For walkers long distance paths are a wonderful resource, for dreaming and planning and poring over maps as well as for actual walking. I think they also have a greater value and significance that reaches far beyond those who walk them. By revealing the beauty and glory of the natural world and the wild land they run through long distance paths create a body of people to defend and protect that land. Having a named path can give an identity and meaning to a landscape that makes it easier to argue against despoliation and for preservation and restoration. People who love a long distance path are in an ideal position to fight for its continued existence, which means protecting the landscape through which it passes. And the length of a long distance path is a boon here as it means protecting or creating a continuous corridor over a great distance, rather than just an isolated spot. Official government involvement can mean something other than signposts too.

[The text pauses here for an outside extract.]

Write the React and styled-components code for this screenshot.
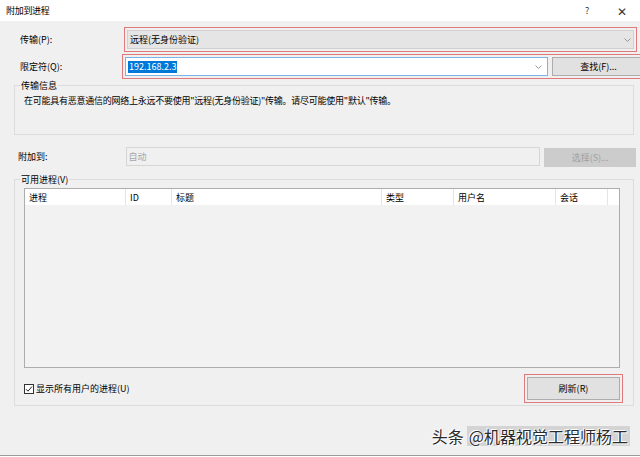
import styled, { createGlobalStyle } from "styled-components"

const GlobalStyle = createGlobalStyle`
  html, body {
    margin: 0;
    padding: 0;
    background: #fff;
  }
  body {
    font-family: "Noto Sans CJK SC", "Noto Sans", sans-serif;
    font-size: 9px;
    color: #000;
  }
`

const Window = styled.div`
  position: relative;
  width: 640px;
  height: 455px;
  background: #f0f0f0;
  border-bottom: 1px solid #9a9a9a;
  display: flex;
  flex-direction: column;
  overflow: hidden;
`

const TitleBar = styled.div`
  height: 21px;
  background: #fff;
  display: flex;
  align-items: center;
  padding: 0 0 0 6px;
  font-size: 9px;
  line-height: 11px;
  letter-spacing: -0.3px;
`

const TitleButtons = styled.div`
  margin-left: auto;
  display: flex;
  align-items: center;
`

const TitleButton = styled.span`
  width: ${(p) => p.w || 30}px;
  text-align: center;
  color: #333;
  font-size: ${(p) => p.size || 9}px;
`

const FieldRow = styled.div`
  display: grid;
  grid-template-columns: ${(p) => p.labelWidth}px 1fr;
  align-items: center;
  padding-left: ${(p) => p.indent || 20}px;
  padding-right: 3px;
  margin-top: ${(p) => p.top || 0}px;
  line-height: 11px;
`

const Highlight = styled.div`
  border: 1px solid #e07a7a;
  height: 23px;
  display: flex;
  align-items: center;
  gap: 4px;
  padding: 0 2px;
`

const Combo = styled.div`
  flex: 1;
  height: 17px;
  background: #e5e5e5;
  border: 1px solid #d0d0d0;
  display: flex;
  align-items: center;
  padding: 0 2px 0 2px;
`

const TextInput = styled.div`
  width: ${(p) => p.width}px;
  height: 17px;
  background: ${(p) => (p.disabled ? "#f0f0f0" : "#fff")};
  border: 1px solid ${(p) => (p.focused ? "#7ab4e8" : "#d6d6d6")};
  display: flex;
  align-items: center;
  padding: 0 5px 0 2px;
  color: ${(p) => (p.disabled ? "#a6a6a6" : "#000")};
`

const Selected = styled.span`
  background: #0078d7;
  color: #fff;
  padding: 0 1px;
  line-height: 12px;
`

const Chevron = () => (
  <svg width="7" height="4" viewBox="0 0 7 4" style={{ marginLeft: "auto" }}>
    <polyline points="0.5,0.5 3.5,3.5 6.5,0.5" fill="none" stroke="#8a8a8a" strokeWidth="0.9" />
  </svg>
)

const Button = styled.div`
  width: ${(p) => p.width || 93}px;
  height: ${(p) => p.height || 19}px;
  box-sizing: border-box;
  background: ${(p) => (p.disabled ? "#cccccc" : "#e1e1e1")};
  border: 1px solid ${(p) => (p.disabled ? "#cccccc" : "#adadad")};
  color: ${(p) => (p.disabled ? "#a0a0a0" : "#000")};
  display: flex;
  align-items: center;
  justify-content: center;
  line-height: 11px;
  margin-left: ${(p) => p.offsetLeft || 0}px;
  margin-top: ${(p) => p.offsetTop || 0}px;
`

const Group = styled.fieldset`
  margin: ${(p) => p.top || 0}px 6px 0 14px;
  padding: ${(p) => p.pad};
  border: 1px solid #dcdcdc;
  min-width: 0;
  height: ${(p) => p.height}px;
  box-sizing: border-box;
  line-height: 11px;
`

const Legend = styled.legend`
  padding: 0 1px;
  margin-left: -4px;
  line-height: 11px;
`

const InfoText = styled.div`
  letter-spacing: -0.25px;
  white-space: nowrap;
`

const AttachRow = styled.div`
  display: flex;
  align-items: center;
  margin: 10px 4px 0 18px;
  line-height: 11px;
`

const AttachLabel = styled.span`
  width: 109px;
`

const ListView = styled.div`
  height: 180px;
  box-sizing: border-box;
  border: 1px solid #adadad;
  background: #f2f2f2;
  margin-right: 3px;
`

const ListHeader = styled.div`
  display: flex;
  height: 16px;
  background: #fff;
`

const Column = styled.div`
  width: ${(p) => p.width}px;
  flex: ${(p) => (p.width ? "none" : 1)};
  box-sizing: border-box;
  padding-left: 4px;
  border-right: ${(p) => (p.width ? "1px solid #e5e5e5" : "none")};
  display: flex;
  align-items: center;
`

const BottomRow = styled.div`
  display: flex;
  align-items: center;
  justify-content: space-between;
  margin-top: 6px;
`

const CheckLabel = styled.label`
  display: flex;
  align-items: center;
  gap: 2px;
`

const CheckBox = styled.span`
  width: 10px;
  height: 10px;
  box-sizing: border-box;
  border: 1px solid #333;
  background: #fff;
  display: flex;
  align-items: center;
  justify-content: center;
`

const RefreshFrame = styled.div`
  border: 1px solid #e07a7a;
  padding: 2px;
`

const Watermark = styled.div`
  position: absolute;
  right: 10px;
  bottom: 9px;
  font-size: 16px;
  line-height: 20px;
  color: #2a2a2a;
  text-shadow: 0 0 1px #fff, 1px 1px 0 #fff, -1px -1px 0 #fff;
  display: flex;
  gap: 3px;
`

const WatermarkTag = styled.span`
  background: rgba(150, 150, 150, 0.3);
  padding: 0 2px;
`

const columns = [
  { label: "进程", width: 101 },
  { label: "ID", width: 46 },
  { label: "标题", width: 210 },
  { label: "类型", width: 72 },
  { label: "用户名", width: 102 },
  { label: "会话", width: 52 },
  { label: "" },
]

export default function App() {
  return (
    <>
      <GlobalStyle />
      <Window>
        <TitleBar>
          附加到进程
          <TitleButtons>
            <TitleButton w={34}>?</TitleButton>
            <TitleButton w={36} size={12}>✕</TitleButton>
          </TitleButtons>
        </TitleBar>

        <FieldRow labelWidth={104} top={6}>
          <span>传输(P):</span>
          <Highlight>
            <Combo>
              远程(无身份验证)
              <Chevron />
            </Combo>
          </Highlight>
        </FieldRow>

        <FieldRow labelWidth={102} top={2}>
          <span>限定符(Q):</span>
          <Highlight>
            <TextInput width={414} focused>
              <Selected>192.168.2.3</Selected>
              <Chevron />
            </TextInput>
            <Button>查找(F)...</Button>
          </Highlight>
        </FieldRow>

        <Group top={1} height={55} pad="4px 9px 0 9px">
          <Legend>传输信息</Legend>
          <InfoText>
            在可能具有恶意通信的网络上永远不要使用"远程(无身份验证)"传输。请尽可能使用"默认"传输。
          </InfoText>
        </Group>

        <AttachRow>
          <AttachLabel>附加到:</AttachLabel>
          <TextInput width={411} disabled>
            自动
          </TextInput>
          <Button disabled width={93} offsetLeft={4} offsetTop={3}>
            选择(S)...
          </Button>
        </AttachRow>

        <Group top={7} height={232} pad="3px 10px 0 9px">
          <Legend>可用进程(V)</Legend>
          <ListView>
            <ListHeader>
              {columns.map((c, i) => (
                <Column key={i} width={c.width}>
                  {c.label}
                </Column>
              ))}
            </ListHeader>
          </ListView>
          <BottomRow>
            <CheckLabel>
              <CheckBox>
                <svg width="8" height="8" viewBox="0 0 8 8">
                  <polyline points="1,4.2 3,6.2 7,1.5" fill="none" stroke="#222" strokeWidth="1" />
                </svg>
              </CheckBox>
              显示所有用户的进程(U)
            </CheckLabel>
            <RefreshFrame>
              <Button width={93} height={23}>刷新(R)</Button>
            </RefreshFrame>
          </BottomRow>
        </Group>

        <Watermark>
          <span>头条</span>
          <WatermarkTag>@机器视觉工程师杨工</WatermarkTag>
        </Watermark>
      </Window>
    </>
  )
}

Officially designated long distance paths are not necessarily superior in any way to unofficial ones – in fact they may involve compromises that reduce the potential of the route. Because of landowners objections the Pennine Way follows the South Tyne Valley rather than the northernmost summits of the Pennines. In Scotland the finest long distance path is undoubtedly the unofficial Cape Wrath Trail. But once government has made a path official it’s agencies are then meant to conserve and promote it – agencies to which pressure can be applied if they neglect this, a lever that can be used to defend long distance paths. And that is to the benefit of us all.